The symphonic poem Vox maris, Opus
31, occupied Enescu intermittently between 1929 and 1951 or later. Scored for
tenor, chorus and orchestra, the work contains traces of an earlier stage of
the composer's development, and has been compared in some respects with the Third
Symphony, completed in 1921, and the opera Oedipe, which he wrote
during the following ten years. Vox maris is in free sonata-form,
swelling to climax, before tension decreases once more. Based on a French and
Breton text by Willy, the text was prepared by the composer himself.
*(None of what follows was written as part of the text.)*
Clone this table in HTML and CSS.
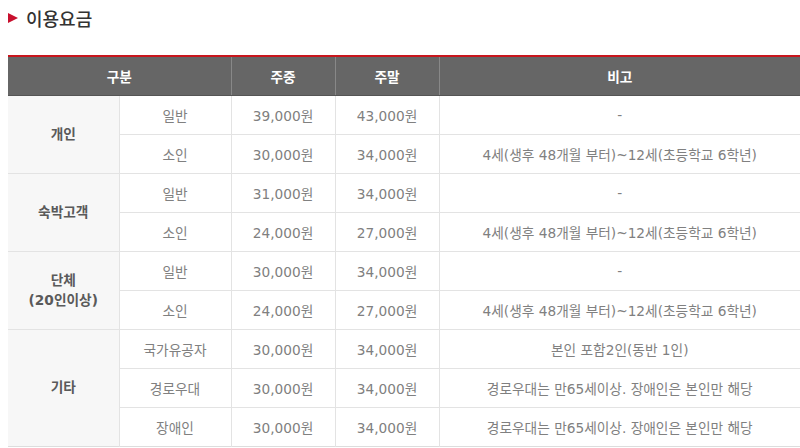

Enescu wrote of his personal experience
of everything described in Vox maris: Imagine a stormy sea. A sailor
stands motionless, watching, his eyes on the horizon. The wind grows stronger,
becoming a gale. A siren is heard in the distance, a warning, and cries can be
heard in the storm. The lifeboats are lowered. The sailor takes the oars and
starts rowing towards the sound. People on shore follow with their eyes as the
boat rides the crests of the waves. Suddenly it vanishes. The waves hurl
themselves against the frail craft, which sinks. The wind blows over the waves,
as night falls. The only sounds now are those of waves on the shore, and far
away the sound of the sirens' song. The sea has swallowed its prey, and sated
now grows calm again. Sacrifice has appeased the angry gods of the sea, and now
the moon shines over all.
Horia Andreescu
The Roumanian conductor Horia Andreescu
was born in Brasov in 1946 and received his musical training at the Academy in
Bucharest and at the Vienna Music Academy, where his teachers included Hans
Swarowsky and Karl Oesterreicher. He has won a number of awards, national and
international, and has appeared in major cities in Eastern and Western Europe.
Horia Andreescu is the conductor of the
George Enescu Philharmonic Orchestra of Bucharest and is permanent
guest-conductor of the East Berlin Radio Symphony Orchestra, the Dresden
Philharmonic Orchestra and Bucharest Radio Symphony Orchestra.